Assuming the sample items are typical of what will be on the test, items requiring short responses are really homework problems designed to reinforce a concept covered in a lesson. One of the sample short-response items requires a student to figure out how to plot three particular points on a coordinate plane (the mathematical content part of the problem) and then to take the time to plot them correctly, label their coordinates and join them with line segments. The problem was worth two points if answered correctly. But there are lots of ways to make even a careless mistake, especially in a tense, time-limited test setting. Plot one point incorrectly, or write in an incorrect coordinate or two. What are the rules for giving partial credit? Does any error make the whole thing wrong?

The extended response items were good examples of what a teacher could get kids to do in a 45-minute class. One of them was a pattern-discovery problem that allowed for an easy, relatively quick solution if one has the right insight. But the straightforward way most kids would use requires doing a lot of tedious, time-consuming arithmetic correctly just to get three of the possible four points. If they make just one arithmetic error, they won't get any more points or see any pattern. To get the fourth point, provided they get the first three, they would have to recognize a pattern and then invent some way to describe it in their own words, since they do not yet know the usual mathematical terms for such a pattern.

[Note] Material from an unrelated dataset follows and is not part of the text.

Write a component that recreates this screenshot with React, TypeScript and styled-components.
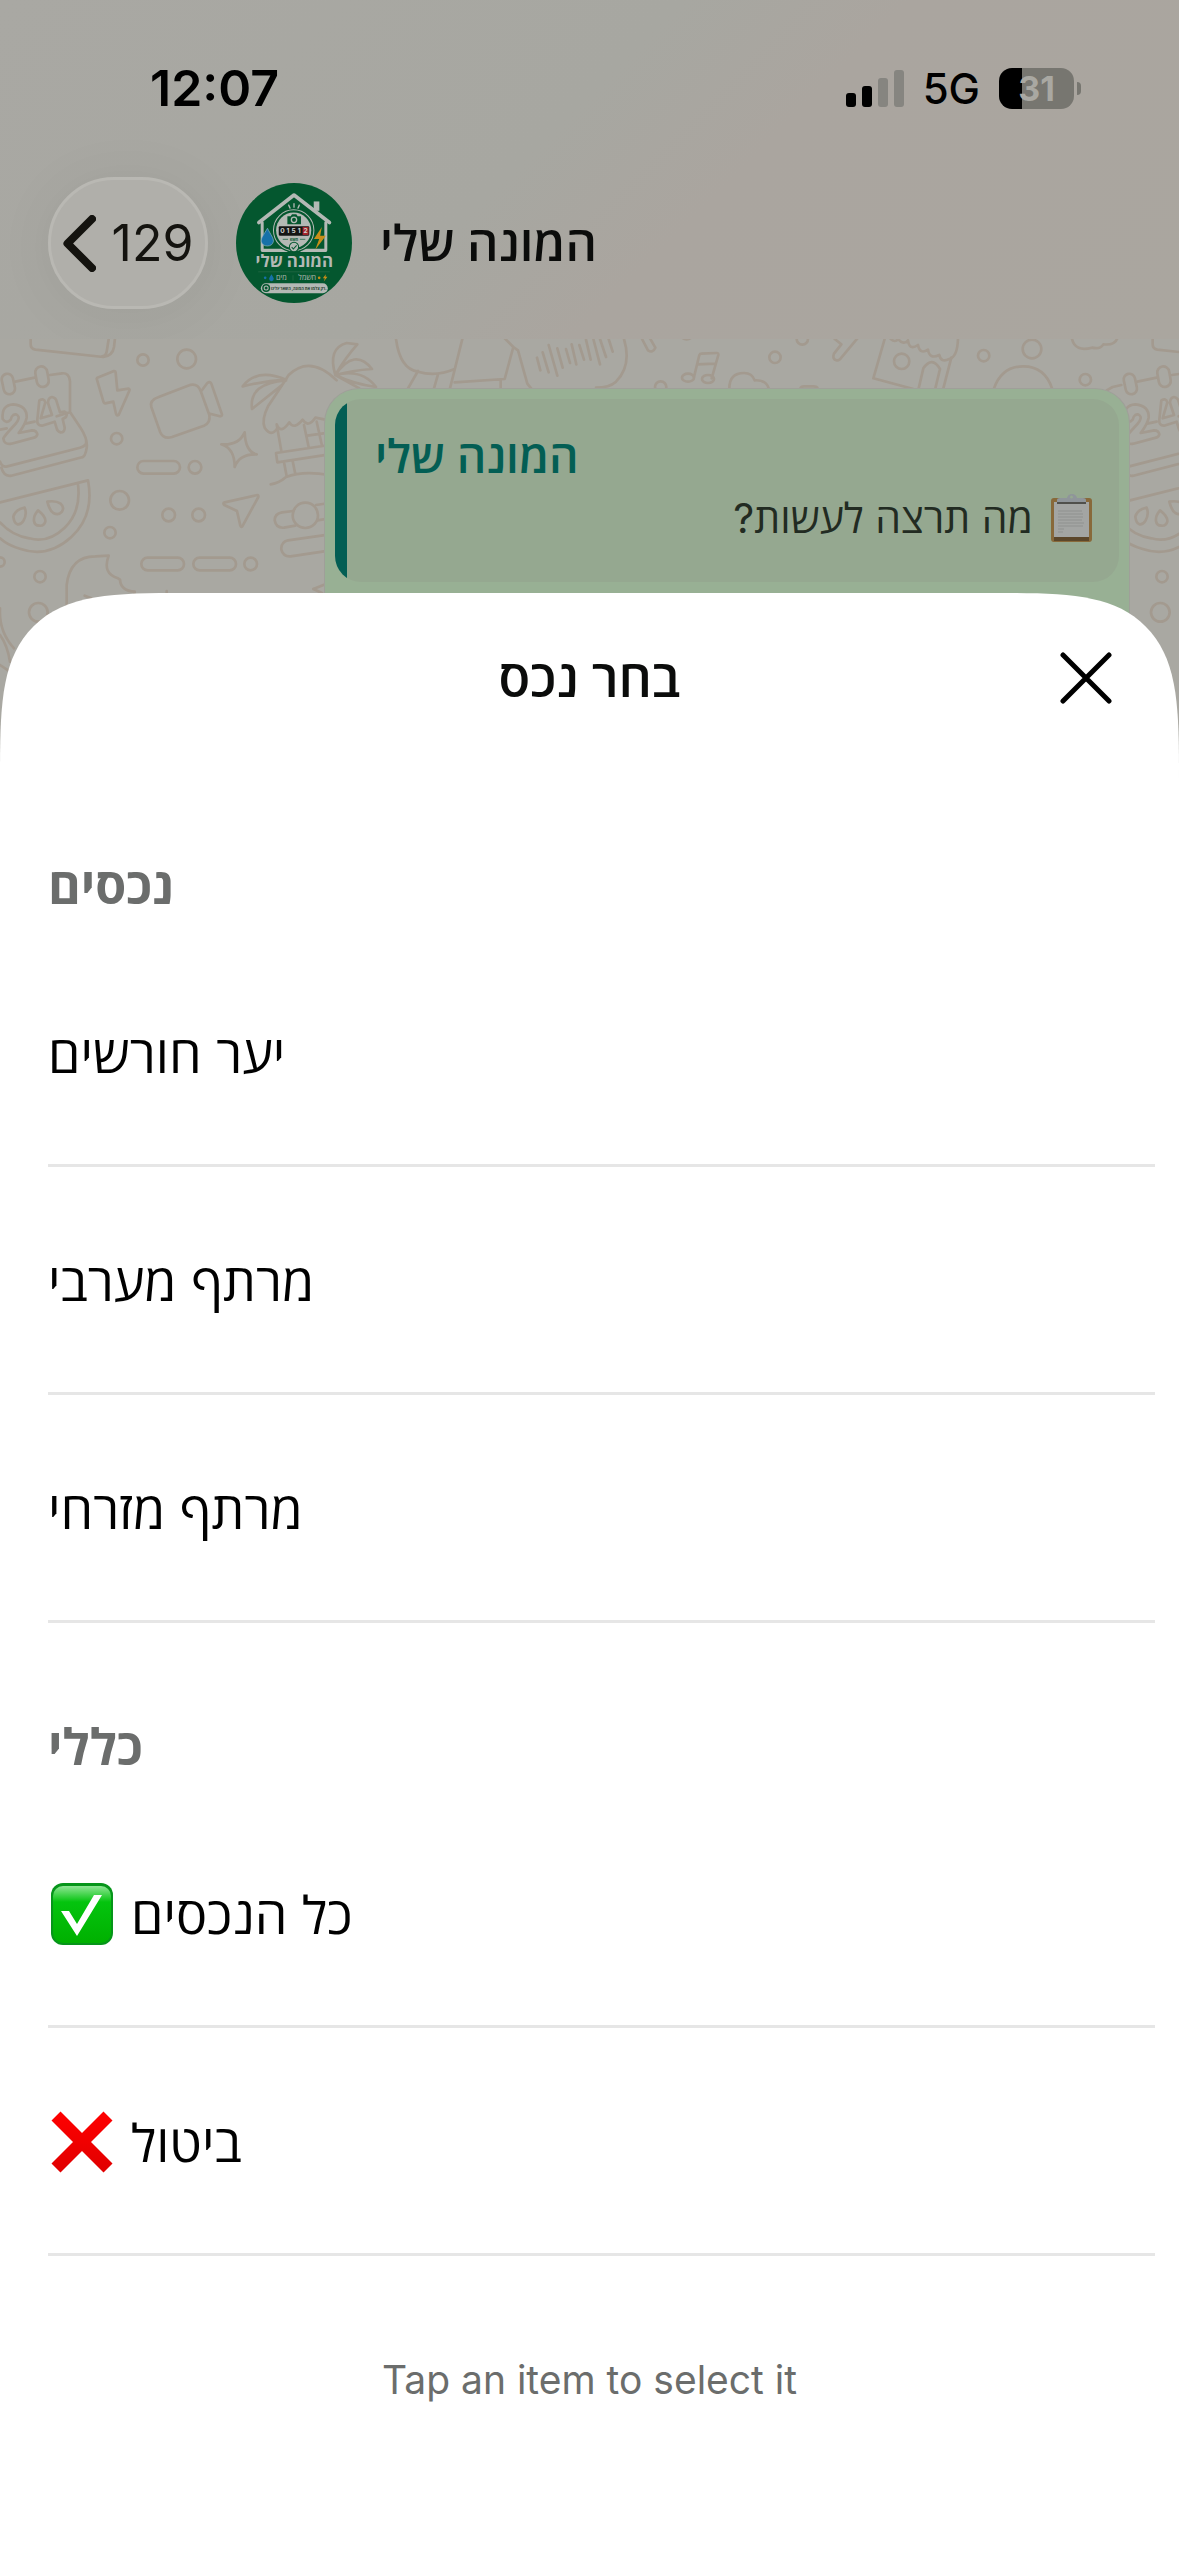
import React, {FC, ReactNode, useCallback, useState} from 'react';
import styled, {createGlobalStyle} from 'styled-components';

const Colors = {
  black: '#000000',
  ink: '#0b0c0b',
  white: '#ffffff',
  grey500: '#6b6d6c',
  grey100: '#e6e6e6',
  wall: '#a9a8a2',
  doodle: '#a39a8f',
  bubble: '#98b094',
  quote: '#95a890',
  teal: '#035e54',
  avatar: '#04572f',
};

const FONT = '"Inter", "Open Sans", "Noto Sans", sans-serif';

type Item = {
  id: string;
  title: string;
  icon?: ReactNode;
};

type Section = {
  title: string;
  items: Item[];
};

const CheckEmoji: FC = () => (
  <svg width="65" height="62" viewBox="-3 0 65 62" aria-hidden="true">
    <defs>
      <linearGradient id="check-fill" x1="0" y1="0" x2="0" y2="1">
        <stop offset="0" stopColor="#8fe695" />
        <stop offset="0.28" stopColor="#04c40e" />
        <stop offset="1" stopColor="#00b000" />
      </linearGradient>
    </defs>
    <rect width="62" height="62" rx="12" fill="#06951a" />
    <rect x="2" y="3" width="58" height="57" rx="10" fill="url(#check-fill)" />
    <path d="M10 28h8l8 13 17-29h8L26 53z" fill="#fff" />
  </svg>
);

const CrossEmoji: FC = () => (
  <svg width="65" height="62" viewBox="-3 0 65 62" aria-hidden="true">
    <defs>
      <linearGradient id="cross-fill" x1="0" y1="0" x2="0" y2="1">
        <stop offset="0" stopColor="#ff0000" />
        <stop offset="1" stopColor="#e00000" />
      </linearGradient>
    </defs>
    <path
      d="M9.500 0.500 31 22 52.500 0.500 61.500 9.500 40 31l21.500 21.500-9 9L31 40 9.500 61.500l-9-9L22 31 0.500 9.500z"
      fill="url(#cross-fill)"
    />
  </svg>
);

const ClipboardEmoji: FC = () => (
  <svg width="42" height="48" viewBox="0 0 42 48" aria-hidden="true">
    <rect x="0" y="4" width="41" height="44" rx="3" fill="#88693a" />
    <rect x="3" y="43" width="35" height="4" fill="#5c472b" />
    <rect x="3" y="8" width="35" height="35" fill="#a3a5a3" />
    <path d="M7 17h24M7 20h25M7 23h25M7 26h24M7 29h26M7 32h25M7 35h6M7 38h5" stroke="#8f918f" strokeWidth="1" />
    <rect x="6" y="8" width="29" height="2" fill="#50504c" />
    <path d="M6 8V6q0-2 3-2h7q1-4 5-4t5 4h6q3 0 3 2v2z" fill="#8f959a" />
    <circle cx="20.500" cy="3" r="1.500" fill="#95a890" />
  </svg>
);

const SignalIcon: FC = () => (
  <svg width="58" height="37" viewBox="0 0 58 37" role="img" aria-label="Signal">
    <rect x="0" y="23" width="10" height="14" rx="3" fill="#000" />
    <rect x="16" y="16" width="10" height="21" rx="3" fill="#000" />
    <rect x="32" y="8" width="10" height="29" rx="3" fill="#868580" />
    <rect x="48" y="0" width="10" height="37" rx="3" fill="#868580" />
  </svg>
);

const AvatarArt: FC = () => (
  <svg width="116" height="120" viewBox="47 37 350 358" preserveAspectRatio="none" role="img" aria-label="המונה שלי">
    <ellipse cx="222" cy="216" rx="175" ry="179" fill={Colors.avatar} />
    <g fill="none" stroke="#b4b9b5" strokeWidth="9" strokeLinejoin="round" strokeLinecap="round">
      <path d="M290 120V92" strokeWidth="17" strokeLinecap="butt" />
      <path d="M116 155 222 73 329 155" strokeWidth="11" />
      <path d="M126 155V238H200M244 238H318V155" />
    </g>
    <circle cx="221" cy="178" r="66" fill={Colors.avatar} />
    <circle cx="221" cy="178" r="61" fill="none" stroke="#b4b9b5" strokeWidth="3" />
    <circle cx="221" cy="178" r="53" fill="#b4b9b5" />
    <path d="M206 103l4 9M222 99v10M238 103l-4 9" stroke="#b4b9b5" strokeWidth="4" strokeLinecap="round" />
    <path d="M202 136h10l4-6h13l4 6h10v24h-41z" fill={Colors.avatar} />
    <circle cx="222" cy="147" r="8" fill="none" stroke="#b4b9b5" strokeWidth="4" />
    <rect x="176" y="166" width="92" height="28" rx="3" fill="#131515" />
    <rect x="248" y="168" width="18" height="24" fill="#a5252b" />
    <g fill="#d0d2d0" fontSize="20" fontWeight="700" textAnchor="middle">
      <text x="187" y="187">0</text>
      <text x="204" y="187">1</text>
      <text x="221" y="187">5</text>
      <text x="238" y="187">1</text>
      <text x="257" y="187">2</text>
    </g>
    <path d="M188 205h16M240 205h16" stroke={Colors.avatar} strokeWidth="2" />
    <text x="222" y="209" fontSize="11" fontWeight="700" textAnchor="middle" fill={Colors.avatar}>kWh</text>
    <circle cx="222" cy="228" r="14" fill="#b4b9b5" stroke={Colors.avatar} strokeWidth="3" />
    <path d="M215 228l5 6 10-11" fill="none" stroke={Colors.avatar} strokeWidth="3" />
    <path d="M142 172c-12 20-19 28-19 39a19 18 0 0 0 37 0c0-11-8-19-18-39z" fill="#1671a8" stroke="#8fb4c4" strokeWidth="2" />
    <path d="M306 168l-24 36h16l-12 32 32-42h-17z" fill="#c88e18" />
    <text x="223" y="288" fontSize="51" fontWeight="700" textAnchor="middle" fill="#b4b9b5">המונה שלי</text>
    <path d="M114 302h216M219 312v16" stroke="#2b6c49" strokeWidth="2" />
    <g fontSize="22" fill="#b4b9b5" textAnchor="middle">
      <text x="184" y="327">מים</text>
      <text x="262" y="327">חשמל</text>
    </g>
    <circle cx="135" cy="320" r="4" fill="#1671a8" />
    <path d="M154 309c-5 8-7 11-7 14a7 7 0 0 0 14 0c0-3-2-6-7-14z" fill="#1671a8" />
    <circle cx="298" cy="320" r="4" fill="#c88e18" />
    <path d="M318 309l-9 12h6l-3 10 11-14h-6z" fill="#c88e18" />
    <rect x="122" y="336" width="202" height="30" rx="15" fill="#b4b9b5" />
    <circle cx="138" cy="350" r="12" fill={Colors.avatar} />
    <circle cx="138" cy="350" r="6" fill="none" stroke="#b4b9b5" strokeWidth="3" />
    <text x="236" y="356" fontSize="12" fontWeight="700" textAnchor="middle" fill="#1d3a2a">רק צלמו את המונה, השאר עלינו.</text>
  </svg>
);

// drawn at three units per pixel; the tile repeats every 3366 units
const DoodleTile: FC = () => (
  <>
    <path d="M92 0v28q0 14 14 16l204 22q28-4 32-30l4-36M328 0l-8 50q-2 12-14 14" />
    <path d="M150 120l36-5q22-2 24 24v92l32 48q22 34 18 60t-14 28L34 422q-22 4-30-24M46 140l58-12M210 232l-40 12M0 284l20-4M76 266l28-6M0 380q6 18 22 14l218-56q22-6 18-20" />
    <rect x="8" y="116" width="34" height="62" rx="17" transform="rotate(-12 25 147)" />
    <rect x="108" y="94" width="36" height="62" rx="18" transform="rotate(-10 126 125)" />
    <path d="M8 252q-4-42 32-44 42 4 40 40-4 20-24 46l40-8q14 0 16 12-2 8-10 10l-68 18q-22 4-24-16 4-8 28-34 20-20 18-30-6-12-16-6-6 4-8 14-12 14-24-2z" />
    <path d="M118 196q14-8 18 6l-14 48 34-10-12-36q0-16 12-18 12 2 14 14l10 32 14-2q10 4 4 16l-10 6 6 26q0 14-12 14-10-2-12-12l-6-20-38 12q-16 0-14-18z" />
    <path d="M292 128l50-20q5 0 5 6l5 52 34-5q4 2 2 6l-32 73q-6 4-8-4l-8-36-24 5q-5 0-6-6l-20-68z" />
    <circle cx="429" cy="75" r="17" />
    <circle cx="560" cy="72" r="28" />
    <circle cx="350" cy="311" r="17" />
    <path d="M476 186l88-34q28-10 38 16l26 72q4 24-16 32l-96 34q-26 8-36-16l-26-74q-6-20 22-30zM604 168l18-24q8-6 12 2l32 92q0 6-6 6l-30-8" />
    <path d="M734 292q2 58 36 66-52-2-66 38 0-56-40-68 52 4 70-36z" />
    <rect x="412" y="378" width="128" height="38" rx="19" />
    <circle cx="585" cy="397" r="19" />
    <path d="M0 502l264-66q20 106-50 170T62 642Q24 632 0 610M234 448q10 82-40 130T88 610Q36 602 0 562" />
    <path d="M40 545q6-22 34-27 8 20-4 40-8 12-18 10-10-4-12-23zM114 526q24 18 22 34-4 14-18 12-14 0-16-14-2-16 12-32zM142 500q26-4 40 6 12 10 4 24-10 12-26 4-12-8-18-34z" />
    <circle cx="359" cy="496" r="28" />
    <circle cx="330" cy="593" r="17" />
    <circle cx="506" cy="540" r="19" />
    <circle cx="596" cy="540" r="19" />
    <path d="M674 502l98-22q4 0 3 6l-48 88q-4 4-6-2l-10-44-38-18q-6-6 1-8z" />
    <rect x="424" y="668" width="128" height="38" rx="19" />
    <rect x="580" y="668" width="128" height="38" rx="19" />
    <circle cx="752" cy="687" r="19" />
    <circle cx="0" cy="681" r="14" />
    <circle cx="120" cy="725" r="17" />
    <circle cx="115" cy="832" r="28" />
    <path d="M200 860v-110q10-86 86-86l40-2q-20 54 28 68l6 4q2 34 44 36v30M254 782l20 8M500 768v14M940 762l36-14M940 762l26 12" />
    <path d="M0 820q-4 70 42 120M0 900q22 30 30 80M0 990l30 20" />
    <path d="M1010 136q-80-78-144-16-18 28-62 94-20 40-10 64 20 30 38 2l-2-12q12 32 38-6 14 24 40-8 16 26 38-6l30 6" />
    <path d="M728 154q42-56 130-20-66 4-130 20zM858 136q-112 8-102 86 38-30 88-70" />
    <path d="M832 280l12 68M912 270l14 66M950 260l16 72M922 302l70-10M828 354l160-24M828 354l4 28 156-24M852 382l8 42M878 378l8 40M812 448q26-4 46-22 50-20 130-6" />
    <path d="M880 528l-34 4q-22 4-22 24 4 24 28 22l34-6M948 510l40-6M952 556l36-6M990 598l-126 18q-22 6-20 28 6 22 28 20l120-18" />
    <circle cx="916" cy="541" r="38" />
    <path d="M1006 120q-24-80 34-96l32 4q-36 40-66 92 58-84 110-18-60 4-110 18 80-20 122 36-70-10-122-36l72 40" />
    <path d="M1188 12q12 90 66 98 54 16 110-8M1390 0l-40 160M1254 108l-30 52M1314 118l-12 42M1364 142l150-10 26-96-30-30M1540 36l14 10 28 100 16 20M1502 134v30" />
    <path d="M1611 68l10 38M1628 52l18 60M1646 30l26 92M1672 40l16 58M1698 42l12 42M1715 28l14 60M1738 30l14 44M1758 14l14 60M1780 12l20 76M1800 12l18 54M1826 12l12 38" />
    <path d="M1872 12q24 80-24 128-20 18-60 18" />
    <path d="M1926 12l18 34q14 10 22-8l-16-28" />
    <path d="M2082 126l16-66q2-4 6-4l46-2q6 0 5 6l-20 70M2092 88l54-2" />
    <ellipse cx="2064" cy="128" rx="18" ry="12" />
    <ellipse cx="2124" cy="132" rx="18" ry="12" />
    <circle cx="1982" cy="156" r="17" />
    <path d="M2188 160q0-46 44-46 24 0 32 22 34-2 42 24M2402 158q2-4 10-4h28q10 0 12 4M2046 8q14 10 28 0" />
    <circle cx="2325" cy="67" r="17" />
    <circle cx="2407" cy="12" r="17" />
    <path d="M2504 12l20 16-22 28q-6 18 8 20 8 2 14-8l50-60" />
    <path d="M2654 12l-34 118 120 32M2756 160l14-60q26-38 50 2l-14 58M2830 160l24-92" />
    <path d="M2672 12q14 12 22 0 18 20 30 4 4 32 30 14 6 30 30 14 4 30 34 16 4 24 30 12 24-6 26-60" />
    <circle cx="2705" cy="79" r="23" />
    <circle cx="2951" cy="62" r="17" />
    <circle cx="3096" cy="42" r="28" />
    <circle cx="3256" cy="134" r="17" />
    <path d="M2982 160q24-66 88-66t86 66M3216 12q10 40 60 26 24 6 34-10 34 4 42-18" />
    <path d="M3320 166l18-10 26-6" />
  </>
);

const Doodles: FC = () => (
  <Wallpaper viewBox="0 12 3537 1362" preserveAspectRatio="xMinYMin slice" aria-hidden="true">
    <g fill="none" stroke={Colors.doodle} strokeWidth="8" strokeLinecap="round" strokeLinejoin="round">
      <DoodleTile />
      <g transform="translate(3366 0)">
        <DoodleTile />
      </g>
    </g>
  </Wallpaper>
);

const SECTIONS: Section[] = [
  {
    title: 'נכסים',
    items: [
      {id: 'forest', title: 'יער חורשים'},
      {id: 'west', title: 'מרתף מערבי'},
      {id: 'east', title: 'מרתף מזרחי'},
    ],
  },
  {
    title: 'כללי',
    items: [
      {id: 'all', title: 'כל הנכסים', icon: <CheckEmoji />},
      {id: 'cancel', title: 'ביטול', icon: <CrossEmoji />},
    ],
  },
];

const App: FC = () => {
  const [selected, setSelected] = useState<string | null>(null);

  const handleSelect = useCallback((id: string) => setSelected(id), []);

  return (
    <>
      <GlobalStyle />
      <Screen>
        <TopBar>
          <StatusBar>
            <Clock>12:07</Clock>
            <StatusIcons>
              <SignalIcon />
              <Network>5G</Network>
              <Battery>31</Battery>
            </StatusIcons>
          </StatusBar>
          <ChatNav>
            <BackButton type="button" aria-label="Back, 129 unread">
              <svg width="33" height="57" viewBox="0 0 33 57" aria-hidden="true">
                <path d="M29 4 4.500 28.500 29 53" fill="none" stroke="#14130f" strokeWidth="8" strokeLinecap="round" strokeLinejoin="round" />
              </svg>
              129
            </BackButton>
            <AvatarArt />
            <ChatName>המונה שלי</ChatName>
          </ChatNav>
        </TopBar>
        <Chat>
          <Doodles />
          <Bubble>
            <Quote>
              <QuoteAuthor>המונה שלי</QuoteAuthor>
              <QuoteText dir="rtl">
                <ClipboardEmoji />
                מה תרצה לעשות?
              </QuoteText>
            </Quote>
          </Bubble>
        </Chat>
        <Sheet role="dialog" aria-labelledby="sheet-title">
          <SheetHeader>
            <SheetTitle id="sheet-title">בחר נכס</SheetTitle>
            <CloseButton type="button" aria-label="Close">
              <svg width="52" height="52" viewBox="0 0 52 52" aria-hidden="true">
                <path d="M3 3l46 46M49 3 3 49" stroke="#000" strokeWidth="5" strokeLinecap="round" />
              </svg>
            </CloseButton>
          </SheetHeader>
          {SECTIONS.map(({title, items}) => (
            <section key={title}>
              <SectionTitle>{title}</SectionTitle>
              <List>
                {items.map(({id, title: itemTitle, icon}) => (
                  <li key={id}>
                    <ItemButton type="button" aria-pressed={selected === id} onClick={() => handleSelect(id)}>
                      {icon}
                      {itemTitle}
                    </ItemButton>
                  </li>
                ))}
              </List>
            </section>
          ))}
          <Hint>Tap an item to select it</Hint>
        </Sheet>
      </Screen>
    </>
  );
};

const GlobalStyle = createGlobalStyle`
  * {
    box-sizing: border-box;
  }

  body {
    margin: 0;
    font-family: ${FONT};
    color: ${Colors.black};
    background: ${Colors.white};
  }

  button {
    border: none;
    background: none;
    font: inherit;
    color: inherit;
    cursor: pointer;
  }

  svg {
    flex-shrink: 0;
  }
`;

const Screen = styled.main`
  display: flex;
  flex-direction: column;
  min-height: 100vh;
`;

const TopBar = styled.header`
  padding: 58px 48px 30px;
  background: linear-gradient(135deg, #a9a8a3 0%, #a7a7a1 45%, #aaa59f 60%, #aaa69f 100%);
`;

const StatusBar = styled.div`
  display: flex;
  align-items: center;
  justify-content: space-between;
  height: 60px;
  padding: 0 50px 0 102px;
`;

const Clock = styled.span`
  font-size: 50px;
  font-weight: 600;
`;

const StatusIcons = styled.div`
  display: flex;
  align-items: center;
  gap: 19px;
`;

const Network = styled.span`
  font-size: 42px;
  font-weight: 500;
`;

const Battery = styled.span`
  position: relative;
  width: 75px;
  height: 41px;
  margin-right: 7px;
  border-radius: 13px;
  font-size: 34px;
  font-weight: 700;
  line-height: 41px;
  text-align: center;
  color: ${Colors.wall};
  background: linear-gradient(to right, ${Colors.black} 31%, #777670 31%);

  &::after {
    content: '';
    position: absolute;
    top: 14px;
    right: -7px;
    width: 4px;
    height: 13px;
    border-radius: 0 4px 4px 0;
    background: #777670;
  }
`;

const ChatNav = styled.nav`
  display: flex;
  align-items: center;
  gap: 28px;
  margin-top: 59px;
`;

const BackButton = styled.button`
  display: flex;
  align-items: center;
  justify-content: center;
  gap: 16px;
  width: 160px;
  height: 132px;
  padding: 0;
  border: 3px solid #b9b8b3;
  border-radius: 66px;
  font-size: 50px;
  color: #14130f;
  background: #b0afaa;
  box-shadow: 0 4px 60px rgba(0, 0, 0, 0.06);
`;

const ChatName = styled.h1`
  margin: 0;
  padding-bottom: 3px;
  font-size: 49px;
  font-weight: 600;
  color: ${Colors.ink};
`;

const Chat = styled.div`
  position: relative;
  flex-shrink: 0;
  height: 454px;
  padding: 50px 50px 0 325px;
  background: ${Colors.wall};
`;

const Wallpaper = styled.svg`
  position: absolute;
  inset: 0;
  width: 100%;
  height: 100%;
`;

const Bubble = styled.article`
  position: relative;
  height: 280px;
  padding: 10px;
  border-radius: 34px;
  background: ${Colors.bubble};
  box-shadow: 0 0 0 1px #9f9f99;
`;

const Quote = styled.blockquote`
  margin: 0;
  padding: 26px 26px 33px 40px;
  border-radius: 26px;
  line-height: 62px;
  background: linear-gradient(to right, ${Colors.teal} 12px, ${Colors.quote} 12px);
`;

const QuoteAuthor = styled.div`
  font-size: 46px;
  font-weight: 600;
  color: ${Colors.teal};
`;

const QuoteText = styled.div`
  display: flex;
  align-items: center;
  gap: 18px;
  font-size: 41px;
  color: #222b22;
`;

const Sheet = styled.section`
  position: relative;
  flex-grow: 1;
  margin-top: -200px;
  border-radius: 118px 118px 0 0;
  background: ${Colors.white};

  @supports (corner-shape: superellipse(1.7)) {
    border-radius: 185px 185px 0 0;
    corner-shape: superellipse(1.8);
  }
`;

const SheetHeader = styled.div`
  display: grid;
  grid-template-columns: 1fr auto 1fr;
  align-items: center;
  height: 169px;
  padding: 0 67px;
`;

const SheetTitle = styled.h2`
  grid-column: 2;
  margin: 0;
  padding-bottom: 3px;
  font-size: 52px;
  font-weight: 600;
  color: ${Colors.ink};
`;

const CloseButton = styled.button`
  display: flex;
  justify-self: end;
  padding: 0;
`;

const SectionTitle = styled.h3`
  margin: 0;
  padding: 88px 48px 17px;
  font-size: 50px;
  font-weight: 700;
  line-height: 72px;
  color: ${Colors.grey500};
`;

const List = styled.ul`
  margin: 0;
  padding: 0 24px 0 48px;
  list-style: none;
`;

const ItemButton = styled.button`
  display: flex;
  align-items: center;
  gap: 18px;
  width: 100%;
  height: 228px;
  padding: 2px 0 0;
  border-bottom: 3px solid ${Colors.grey100};
  font-size: 52px;
`;

const Hint = styled.p`
  margin: 0;
  padding: 96px 24px;
  font-size: 39px;
  line-height: 56px;
  text-align: center;
  color: ${Colors.grey500};
`;

export default App;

The other extended-response item was a spatial visualization problem involving a pyramid. In the first of four parts, the student must draw a specified triangle and then calculate the lengths of its sides. It is a wonderful problem. As a math teacher, I would love to help a class find its way to the correct solution. I would even like to help the folks who provided the sample answer, because even they didn't get it quite right.